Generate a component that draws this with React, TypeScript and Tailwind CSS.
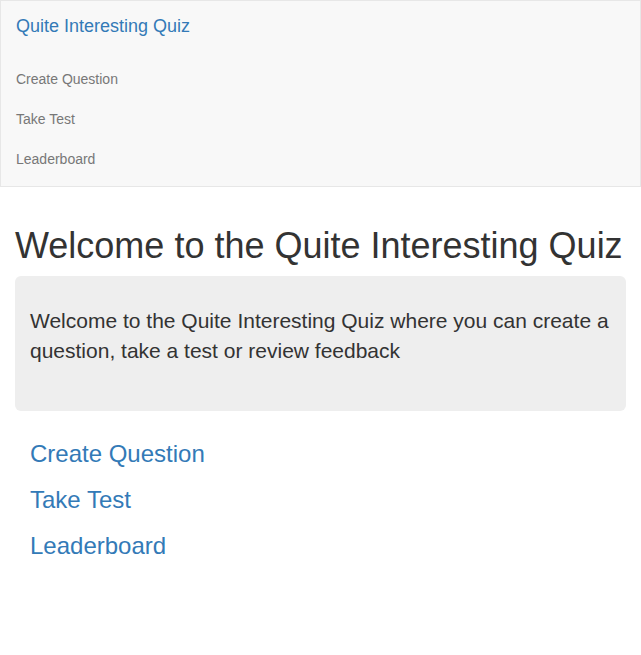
export default function App() {
  const links = ["Create Question", "Take Test", "Leaderboard"];

  return (
    <div className="min-h-[655px] bg-white text-[#333] text-[14px] leading-[20px] font-['Liberation_Sans',Arial,sans-serif]">
      {/* Navbar */}
      <nav className="border border-[#e7e7e7] bg-[#f8f8f8]">
        <div className="h-[50px] px-[15px] py-[15px] text-[18px] leading-[20px]">
          <a href="#" className="text-[#337ab7]">
            Quite Interesting Quiz
          </a>
        </div>
        <ul className="my-[7.5px]">
          {links.map((l) => (
            <li key={l}>
              <a href="#" className="block px-[15px] py-[10px] leading-[20px] text-[#777]">
                {l}
              </a>
            </li>
          ))}
        </ul>
      </nav>

      {/* Content */}
      <div className="px-[15px] pt-[39px]">
        <h1 className="text-[36px] leading-[1.1] font-medium mb-[10px]">
          Welcome to the Quite Interesting Quiz
        </h1>
        <div className="rounded-[6px] bg-[#eee] px-[15px] py-[30px]">
          <p className="text-[21px] leading-[30px] font-extralight mb-[15px]">
            Welcome to the Quite Interesting Quiz where you can create a question, take a test or
            review feedback
          </p>
        </div>
        <ul className="mt-[20px]">
          {links.map((l) => (
            <li key={l}>
              <a href="#" className="block px-[15px] py-[10px] text-[24px] leading-[26.4px] text-[#337ab7]">
                {l}
              </a>
            </li>
          ))}
        </ul>
      </div>
    </div>
  );
}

-- Short exercise --
Copy every line of the data word for word, omitting the images.

-- Exercise result --
Generate a component that draws this with React, TypeScript and Tailwind CSS.
export default function App() {
  const links = ["Create Question", "Take Test", "Leaderboard"];

  return (
    <div className="min-h-[655px] bg-white text-[#333] text-[14px] leading-[20px] font-['Liberation_Sans',Arial,sans-serif]">
      {/* Navbar */}
      <nav className="border border-[#e7e7e7] bg-[#f8f8f8]">
        <div className="h-[50px] px-[15px] py-[15px] text-[18px] leading-[20px]">
          <a href="#" className="text-[#337ab7]">
            Quite Interesting Quiz
          </a>
        </div>
        <ul className="my-[7.5px]">
          {links.map((l) => (
            <li key={l}>
              <a href="#" className="block px-[15px] py-[10px] leading-[20px] text-[#777]">
                {l}
              </a>
            </li>
          ))}
        </ul>
      </nav>

      {/* Content */}
      <div className="px-[15px] pt-[39px]">
        <h1 className="text-[36px] leading-[1.1] font-medium mb-[10px]">
          Welcome to the Quite Interesting Quiz
        </h1>
        <div className="rounded-[6px] bg-[#eee] px-[15px] py-[30px]">
          <p className="text-[21px] leading-[30px] font-extralight mb-[15px]">
            Welcome to the Quite Interesting Quiz where you can create a question, take a test or
            review feedback
          </p>
        </div>
        <ul className="mt-[20px]">
          {links.map((l) => (
            <li key={l}>
              <a href="#" className="block px-[15px] py-[10px] text-[24px] leading-[26.4px] text-[#337ab7]">
                {l}
              </a>
            </li>
          ))}
        </ul>
      </div>
    </div>
  );
}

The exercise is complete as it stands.